Ptak pojawił się w książeczce "The Alchemist", teraz powraca na okładkę "Legend". Powiedziałeś kiedyś, że ten obrazek odzwierciedla zawartość muzyczną płyty. Mógłbyś to rozwinąć?
Ptaki to fantastyczne stworzenia, które mają zdolność do postrzegania świata z całkowicie innej perspektywy niż zwierzęta lądowe, takie jak człowiek. To, co czuję, kiedy patrzę na ten obrazek, pokrywa się z moimi odczuciami związanymi z warstwą muzyczną "Legend"; dlatego powiedziałem, że doskonale do siebie pasują.
"By Your Definition" to bardzo dobry kawałek, który trafił jednak tylko na edycję limitowaną krążka. Dlaczego?
Z bardzo prostego powodu - w przeciwnym razie nie byłaby to edycja ekskluzywna (śmiech). Uznaliśmy, że pozostałe kawałki bardziej do siebie pasują i lepiej funkcjonują jako jedna całość. Dlatego, choć zgadzam się, że to bardzo dobry utwór, użyliśmy go tylko jako bonusa.
Dlaczego tym razem w booklecie do "Legend" zabrakło tekstów?
To decyzja Magnusa. Jego teksty, jego prawo. Finalnie, pewnie umieścimy je na naszej stronie, wtedy będziesz mógł zinterpretować je po swojemu.
Jakie są wasze plany związane z promocją "Legend". Będzie okazja zobaczyć was na trasie?
Jesienią będziemy koncertować w Skandynawii, a później, prawdopodobnie na początku kolejnego roku, planujemy trasy po Europie i Stanach. Dokładne daty nie są jeszcze ustalone, dopiero je dogrywamy.
Jak trafiliście pod skrzydła Nuclear Blast? Uważasz, że Rise Above dokładała starań dla waszej promocji?
Z Rise Above współpracowało nam się świetnie. Zrobili dla nas wiele dobrego. Po tylu latach poczuliśmy jednak, że nadszedł czas na zmiany. Nuclear Blast chciało wydać naszą płytę, a my wiedzieliśmy, że to będzie dla nas krok we właściwym kierunku.
W jaki sposób rozpoczęła się twoja przygoda z basem i dlaczego wybrałeś właśnie ten instrument?

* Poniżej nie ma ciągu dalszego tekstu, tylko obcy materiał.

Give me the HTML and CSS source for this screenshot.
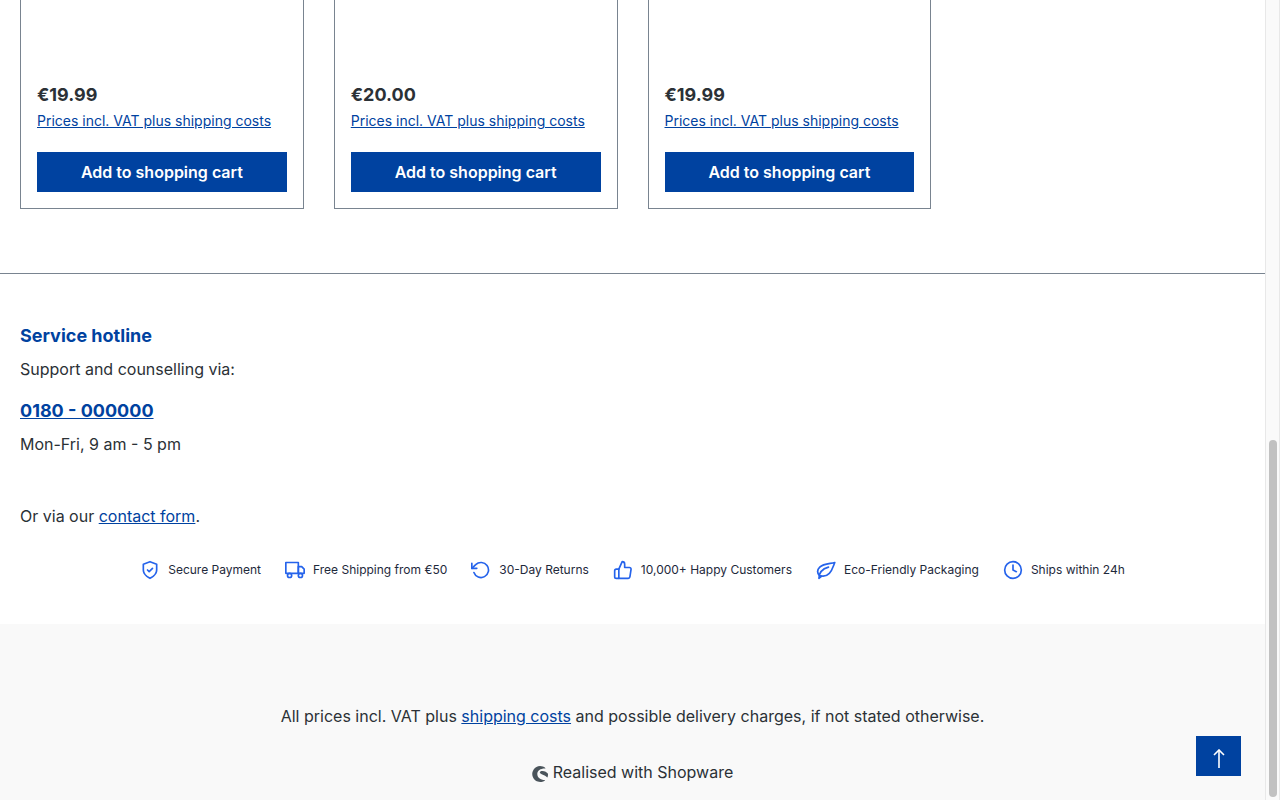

Zacząłem grać na basie w wieku 15 lat, kiedy razem z bratem założyliśmy zespół (teraz działający pod szyldem Troubled Horse). Magnus zapytał mnie, czy nie mógłbym pomóc mu zarejestrować dwa kawałki na siedmiocalówkę, którą planował. Zrobiłem to, a on kontynuował działalność zespołu z innymi muzykami. Kiedy jednak ich basista opuścił kapelę, wróciłem do Witchcraft na pełen etat.
Przywołałeś nazwę Troubled Horse. Grasz tam z byłymi muzykami Witchcraft - Johnem Hoylesem i Jensem Henrikssonem. Powiedz coś więcej o tym zespole
Mózgiem tego projektu jest mój przyjaciel Martin Heppich. Debiutancki album Troubled Horse powinien być wkrótce gotowy (zgodnie z planem - 5 listopada br.). Kapela gra garażowego rocka, z unikalnym soundem i fajnymi tekstami. Naprawdę niezła rzecz!
Miałeś okazję grać z Jensem, Jonasem i Fredrikiem, a teraz z Oscarem, czyli ze wszystkimi dotychczasowymi perkusistami Witchcraft. Jak ci się z nimi współpracowało? Czy styl któregoś z nich najlepiej współgrał z twoim stylem gry na basie?
Każdy z nich miał inny, własny wypracowany styl, ale współpraca z każdym z wymienionych przez ciebie bębniarzy układała mi się tak, jak trzeba. Lubiłem z nimi grać, szybko zaczęliśmy się muzycznie uzupełniać, nawet jeśli podejście czy sposób gry każdego z nas był nieco odmienny. To świetni perkusiści i cieszę się, że miałem okazję występować z nimi w jednym zespole.
Opowiedz o swoich gitarach i pozostałym sprzęcie. Główka basu, którą widać na zdjęciu w booklecie "Legend", wskazuje na Rickenbackera, zgadza się?
Tak, dokładnie, do nagrania płyty użyłem Rickenbackera. Gram też na modelu Fender Jazz oraz na basie Jack Casady hollow body. Jeśli chodzi o wzmacniacze - preferuję Orange, a także stary egzemplarz Acoustic 220.